Bridge, Curragh, Co. Cork
Co. Cork |
Bridges & Crossings
Most footbridges are purely functional things, but this narrow stone crossing over the River Dalua in Kanturk carries an unusual degree of personal investment.
Set into the upstream face, above the central cutwater, a stone slab reads simply: "Erected by / Sir Edwd. Tierney, Bart. / A.D. 1848." The coat of arms of Sir Edward Tierney appears again on embossed shields at the centre of the cast iron railings that run along each parapet. For a two-metre-wide footbridge, it wears its ownership rather conspicuously.

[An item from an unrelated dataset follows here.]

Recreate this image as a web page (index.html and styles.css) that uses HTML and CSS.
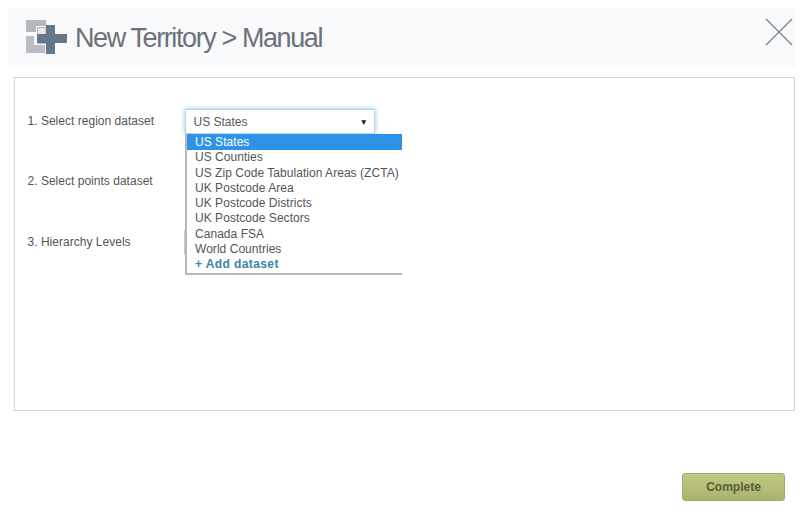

The bridge has four low, four-centred arches, a form in which the curve of each arch is drawn from four separate points rather than a single centre, producing a flattened, almost understated profile that sits close to the water. The voussoirs, the wedge-shaped stones that form each arch, are dressed to a neat finish, and the slim piers taper into bluntly pointed cutwaters that divide the current upstream and downstream. Tierney had acquired the Kanturk and Churchtown estates from the Earl of Egmont in 1843, just five years before the bridge was completed. The structure replaced an earlier wooden bridge that had stood a short distance upstream, still visible on the Ordnance Survey six-inch map of 1842, suggesting Tierney moved fairly quickly to put something more permanent, and more legible as a statement of proprietorship, across the Dalua.